Walaupun demikian mereka tetap fokus lewat pemberian diri yang total dan tulus, karena bagaimanapun sejatinya mereka harus berpenampilan menarik di hadapan peserta didik, dan bersamaan dengan itu pula harus memenuhi kebutuhan rumah tangga yakni kebutuhan suami/istri dan anak-anaknya di rumah.
Tetapi pada kenyataannya tuntutan kebutuhan pribadi menjadi sekunder demi pemenuhan kebutuhan primer yakni mendidik generasi Indonesia yang cerdas dan beraklak mulia. Sekali lagi kepada mereka sejuta apresiasi yang tulus harus diberikan karena dedikasi tanpa pamrih yang sudah mereka berikan untuk mencerdaskan anak bangsa.
Namun demikian kita tidak dapat menutup mata dan telinga terhadap realitas yang berseberangan dengan itu. Realitas yang dimaksud adalah pengabdian setengah hati dari para guru dalam mendidik para anak bangsa.
Hal ini dapat terjadi semata-mata karena harus memenuhi kebutuhan pribadi, suami/istri, dan anak-anak di rumah.
Saya tidak memberikan catatan kepada para pendidik yang sudah sejahtera karena diperhatikan pemerintah, karena ini menyangkut hal lain.
Tetapi yang menjadi catatan terutama adalah para pendidik yang berstatus honorer dan pendidik di sekolah-sekolah swasta. Catatan ini menjadi penting karena kondisi mereka yang serba memprihatinkan dalam mana kesejahteraan mereka bergantung semata-mata pada kemampuan sekolah dan yayasan.
Tak sedikit dari mereka adalah para pendidik yang setia mengabdi untuk peserta didik. Mereka bahkan mengorbankan kepentingan dan kebutuhan suami/istri dan anak-anak untuk mendidik anak bangsa. Dan bersamaan dengan itu harus mencari waktu luang di luar waktu efektif sekolah untuk memenuhi kebutuhan hidup dengan pekerjaan apa saja yang dianggap wajar dan halal.

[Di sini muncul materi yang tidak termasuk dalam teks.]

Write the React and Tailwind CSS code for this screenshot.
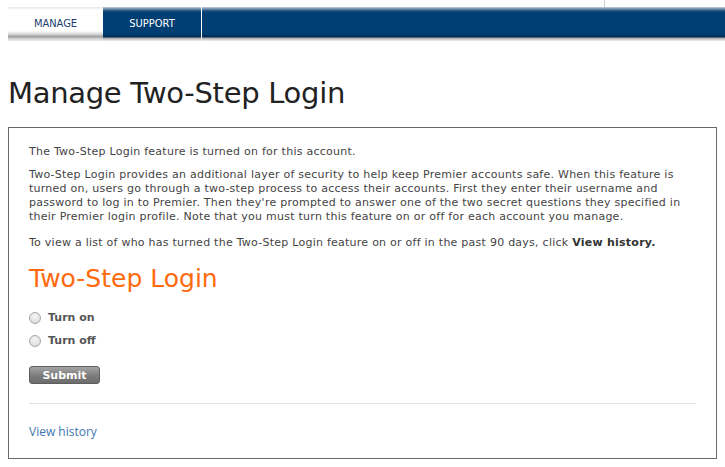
import React from "react";

const body = "font-['DejaVu_Sans',sans-serif]";
const narrow = "font-['DejaVu_Sans_Condensed','DejaVu_Sans',sans-serif]";

export default function App() {
  return (
    <div className={`relative w-[725px] h-[467px] bg-white text-[#444] ${body}`}>
      {/* thin rule above the nav on the right */}
      <div className="absolute left-[604px] top-0 h-[7px] w-px bg-[#cfcfcf]" />

      <div className="pt-[7px] pl-[8px]">
        <nav className={`flex h-[34px] text-[11px] ${narrow}`}>
          <div className="w-[95px] flex items-start justify-center pt-[9px] text-[#20406f] bg-[linear-gradient(to_bottom,#e6e6e6_0px,#ffffff_3px,#ffffff_24px,#d8d8d8_27px,#9a9a9a_30px,#c8c8c8_31px,#ececec_34px)]">
            MANAGE
          </div>
          <div className="w-[98px] flex items-start justify-center pt-[9px] text-white bg-[linear-gradient(to_bottom,#c9ced4_0px,#6f8cab_2px,#1a4c7c_4px,#013e73_6px,#013e73_27px,#00284d_30px,#a9a9a9_31px,#d9d9d9_33px,#f2f2f2_34px)]">
            SUPPORT
          </div>
          <div className="w-px bg-[linear-gradient(to_bottom,#ffffff_0px,#ffffff_30px,#d9d9d9_31px,#f2f2f2_34px)]" />
          <div className="flex-1 bg-[linear-gradient(to_bottom,#c9ced4_0px,#6f8cab_2px,#1a4c7c_4px,#013e73_6px,#013e73_27px,#00284d_30px,#a9a9a9_31px,#d9d9d9_33px,#f2f2f2_34px)]" />
        </nav>
      </div>

      <h1 className="ml-[8px] mt-[34px] text-[29px] leading-[36px] tracking-[-0.3px] text-[#222]">
        Manage Two-Step Login
      </h1>

      <section className="ml-[8px] mt-[16px] w-[709px] h-[332px] border border-[#6a6a6a] px-[20px] pt-[17px]">
        <div className="text-[11px] leading-[14px] tracking-[0.25px]">
          <p>The Two-Step Login feature is turned on for this account.</p>
          <p className="mt-[9px]">
            Two-Step Login provides an additional layer of security to help keep Premier accounts safe. When this feature is
            <br />
            turned on, users go through a two-step process to access their accounts. First they enter their username and
            <br />
            password to log in to Premier. Then they're prompted to answer one of the two secret questions they specified in
            <br />
            their Premier login profile. Note that you must turn this feature on or off for each account you manage.
          </p>
          <p className="mt-[12px]">
            To view a list of who has turned the Two-Step Login feature on or off in the past 90 days, click{" "}
            <b className="text-[#333]">View history.</b>
          </p>
        </div>

        <h2 className="mt-[14px] text-[25px] leading-[30px] text-[#ff6a0e]">Two-Step Login</h2>

        <div className="mt-[17px] flex flex-col gap-[9px] text-[11px] font-bold text-[#555]">
          {["Turn on", "Turn off"].map((t) => (
            <label key={t} className="flex items-center gap-[7px] h-[14px]">
              <span className="w-[12px] h-[12px] rounded-full border border-[#a8a8a8] bg-[radial-gradient(circle_at_50%_35%,#f4f4f4,#d6d6d6)]" />
              {t}
            </label>
          ))}
        </div>

        <button className="block mt-[18px] w-[71px] h-[18px] rounded-[3px] border border-[#5e5e5e] bg-[linear-gradient(to_bottom,#a4a4a4,#7c7c7c_55%,#6c6c6c)] text-white text-[11px] font-bold leading-[15px]">
          Submit
        </button>

        <div className="mt-[19px] h-px bg-[#e2e2e2]" />

        <a className="block mt-[20px] text-[12px] leading-[16px] text-[#3d76b2] font-['Open_Sans',sans-serif]">
          View history
        </a>
      </section>
    </div>
  );
}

Namun demikian, juga harus terbuka pada kenyataan bahwa tidak sedikit dari mereka yang mengabaikan kewajiban dan tanggungjawabnya di sekolah untuk memenuhi kebutuhan hidup. Mereka harus meninggalkan jam efektif di sekolah karena tuntutan kebutuhan rumah tangga.
Kenyataan ini berarti harus mengorbankan peserta didik di sekolah karena tidak mendapatkan haknya untuk memperoleh pendidikan. Dan bila ini terjadi sekali atau dua kali berarti dapat dimaklumi, tetapi jika terjadi berkali-kali berarti menjadi perhatian yang teramat serius untuk ditindaklanjuti, mengingat korbannya adalah generasi masa depan bangsa.